### WRITTEN INSTRUCTION
Can you copy out the data exactly? Leave the images out.
--- Begin DATA SEGMENT ---
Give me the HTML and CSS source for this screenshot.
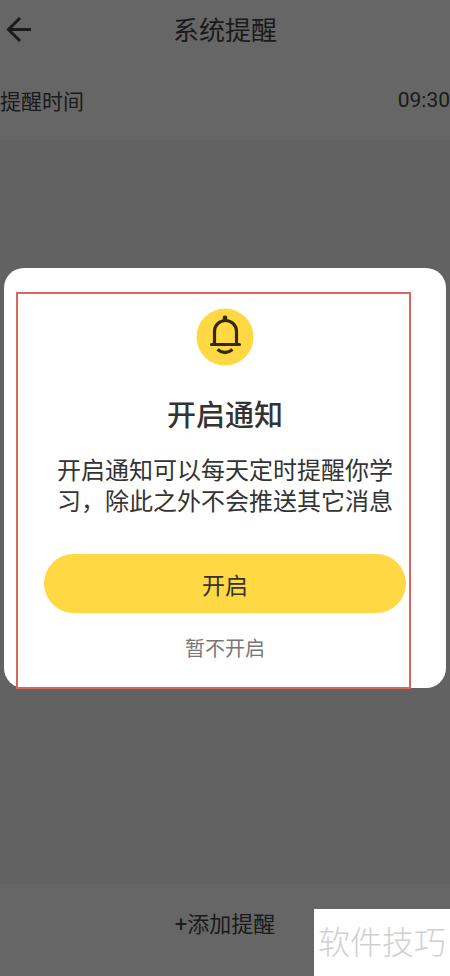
FILE: index.html
```html
<!DOCTYPE html>
<html lang="zh-CN">
<head>
<meta charset="utf-8">
<meta name="viewport" content="width=device-width, initial-scale=1">
<title>系统提醒</title>
<link rel="stylesheet" href="styles.css">
</head>
<body>
<div class="page">
  <header class="topbar">
    <button class="back" type="button" aria-label="返回">
      <svg width="26" height="26" viewBox="0 0 26 26" fill="none" stroke="currentColor" stroke-width="3" stroke-linejoin="miter"><path d="M14 1 2.500 12.500l11.500 11.500M2.500 12.500H25"/></svg>
    </button>
    <h1 class="title">系统提醒</h1>
  </header>
  <div class="row">
    <span>提醒时间</span>
    <time class="clock">09:30</time>
  </div>
  <main class="content"></main>
  <footer class="footer">
    <button class="add" type="button">+添加提醒</button>
  </footer>
</div>
<div class="overlay">
  <section class="dialog" role="dialog" aria-modal="true" aria-labelledby="dialog-title">
    <div class="outline"></div>
    <svg class="bell" width="58" height="58" viewBox="0 0 58 58" fill="none" stroke="#33290f" stroke-linecap="round">
      <circle cx="29" cy="29" r="28.500" fill="#ffd843" stroke="none"/>
      <circle cx="29" cy="10" r="2.400" fill="#33290f" stroke="none"/>
      <path stroke-width="3.200" d="M18.500 36V23.500a11 11 0 0 1 22 0V36M15.500 36.500h28"/>
      <path stroke-width="3.200" stroke-linecap="butt" d="M21.500 41.500q7.500 6 15 0"/>
    </svg>
    <h2 class="heading" id="dialog-title">开启通知</h2>
    <p class="message">开启通知可以每天定时提醒你学习，除此之外不会推送其它消息</p>
    <button class="primary" type="button">开启</button>
    <button class="secondary" type="button">暂不开启</button>
  </section>
</div>
<div class="watermark">软件技巧</div>
</body>
</html>
```
FILE: styles.css
```css
* {
  box-sizing: border-box;
}

body {
  margin: 0;
  color: #444;
  font-family: Roboto, "Noto Sans CJK SC", sans-serif;
}

button {
  padding: 0;
  border: 0;
  background: none;
  color: inherit;
  font: inherit;
  cursor: pointer;
}

.page {
  display: flex;
  flex-direction: column;
  min-height: 100vh;
  background: #f4f4f4;
}

.topbar {
  display: grid;
  grid-template-columns: 32px 1fr 32px;
  align-items: center;
  height: 60px;
  padding: 0 6px;
  background: #fff;
}

.back {
  display: flex;
}

.title {
  margin: 0;
  padding-top: 2px;
  font-size: 26px;
  font-weight: 400;
  line-height: 32px;
  text-align: center;
}

.row {
  display: flex;
  align-items: center;
  justify-content: space-between;
  height: 80px;
  background: #fff;
  font-size: 21px;
}

.content {
  flex: 1;
}

.footer {
  display: flex;
  align-items: center;
  justify-content: center;
  height: 92px;
  padding-bottom: 16px;
  background: #fff;
  font-size: 22px;
}

.overlay {
  position: fixed;
  inset: 0;
  display: flex;
  align-items: center;
  padding: 0 4px 20px;
  background: rgba(0, 0, 0, 0.6);
}

.dialog {
  position: relative;
  display: flex;
  flex: 1;
  flex-direction: column;
  align-items: center;
  padding: 40px 40px 23px;
  border-radius: 20px;
  background: #fff;
  color: #333;
}

.outline {
  position: absolute;
  inset: 24px 35px -1px 12px;
  border: 2px solid #d9655f;
  pointer-events: none;
}

.bell {
  display: block;
}

.heading {
  margin: 30px 0 20px;
  font-size: 29px;
  font-weight: 500;
  line-height: 40px;
}

.message {
  max-width: 336px;
  margin: 0 0 36px;
  font-size: 24px;
  line-height: 31px;
}

.primary {
  width: 100%;
  height: 59px;
  border-radius: 30px;
  background: #ffd843;
  font-size: 23px;
}

.secondary {
  margin-top: 20px;
  color: #777;
  font-size: 20px;
  line-height: 32px;
}

.watermark {
  position: fixed;
  right: 0;
  bottom: 0;
  padding: 10px 4px 8px;
  background: #fff;
  color: #d0d0d0;
  font-size: 32px;
  font-weight: 300;
  line-height: 49px;
}
```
--- End DATA SEGMENT ---
### COMPLETE RESPONSE
Give me the HTML and CSS source for this screenshot.
FILE: index.html
```html
<!DOCTYPE html>
<html lang="zh-CN">
<head>
<meta charset="utf-8">
<meta name="viewport" content="width=device-width, initial-scale=1">
<title>系统提醒</title>
<link rel="stylesheet" href="styles.css">
</head>
<body>
<div class="page">
  <header class="topbar">
    <button class="back" type="button" aria-label="返回">
      <svg width="26" height="26" viewBox="0 0 26 26" fill="none" stroke="currentColor" stroke-width="3" stroke-linejoin="miter"><path d="M14 1 2.500 12.500l11.500 11.500M2.500 12.500H25"/></svg>
    </button>
    <h1 class="title">系统提醒</h1>
  </header>
  <div class="row">
    <span>提醒时间</span>
    <time class="clock">09:30</time>
  </div>
  <main class="content"></main>
  <footer class="footer">
    <button class="add" type="button">+添加提醒</button>
  </footer>
</div>
<div class="overlay">
  <section class="dialog" role="dialog" aria-modal="true" aria-labelledby="dialog-title">
    <div class="outline"></div>
    <svg class="bell" width="58" height="58" viewBox="0 0 58 58" fill="none" stroke="#33290f" stroke-linecap="round">
      <circle cx="29" cy="29" r="28.500" fill="#ffd843" stroke="none"/>
      <circle cx="29" cy="10" r="2.400" fill="#33290f" stroke="none"/>
      <path stroke-width="3.200" d="M18.500 36V23.500a11 11 0 0 1 22 0V36M15.500 36.500h28"/>
      <path stroke-width="3.200" stroke-linecap="butt" d="M21.500 41.500q7.500 6 15 0"/>
    </svg>
    <h2 class="heading" id="dialog-title">开启通知</h2>
    <p class="message">开启通知可以每天定时提醒你学习，除此之外不会推送其它消息</p>
    <button class="primary" type="button">开启</button>
    <button class="secondary" type="button">暂不开启</button>
  </section>
</div>
<div class="watermark">软件技巧</div>
</body>
</html>
```
FILE: styles.css
```css
* {
  box-sizing: border-box;
}

body {
  margin: 0;
  color: #444;
  font-family: Roboto, "Noto Sans CJK SC", sans-serif;
}

button {
  padding: 0;
  border: 0;
  background: none;
  color: inherit;
  font: inherit;
  cursor: pointer;
}

.page {
  display: flex;
  flex-direction: column;
  min-height: 100vh;
  background: #f4f4f4;
}

.topbar {
  display: grid;
  grid-template-columns: 32px 1fr 32px;
  align-items: center;
  height: 60px;
  padding: 0 6px;
  background: #fff;
}

.back {
  display: flex;
}

.title {
  margin: 0;
  padding-top: 2px;
  font-size: 26px;
  font-weight: 400;
  line-height: 32px;
  text-align: center;
}

.row {
  display: flex;
  align-items: center;
  justify-content: space-between;
  height: 80px;
  background: #fff;
  font-size: 21px;
}

.content {
  flex: 1;
}

.footer {
  display: flex;
  align-items: center;
  justify-content: center;
  height: 92px;
  padding-bottom: 16px;
  background: #fff;
  font-size: 22px;
}

.overlay {
  position: fixed;
  inset: 0;
  display: flex;
  align-items: center;
  padding: 0 4px 20px;
  background: rgba(0, 0, 0, 0.6);
}

.dialog {
  position: relative;
  display: flex;
  flex: 1;
  flex-direction: column;
  align-items: center;
  padding: 40px 40px 23px;
  border-radius: 20px;
  background: #fff;
  color: #333;
}

.outline {
  position: absolute;
  inset: 24px 35px -1px 12px;
  border: 2px solid #d9655f;
  pointer-events: none;
}

.bell {
  display: block;
}

.heading {
  margin: 30px 0 20px;
  font-size: 29px;
  font-weight: 500;
  line-height: 40px;
}

.message {
  max-width: 336px;
  margin: 0 0 36px;
  font-size: 24px;
  line-height: 31px;
}

.primary {
  width: 100%;
  height: 59px;
  border-radius: 30px;
  background: #ffd843;
  font-size: 23px;
}

.secondary {
  margin-top: 20px;
  color: #777;
  font-size: 20px;
  line-height: 32px;
}

.watermark {
  position: fixed;
  right: 0;
  bottom: 0;
  padding: 10px 4px 8px;
  background: #fff;
  color: #d0d0d0;
  font-size: 32px;
  font-weight: 300;
  line-height: 49px;
}
```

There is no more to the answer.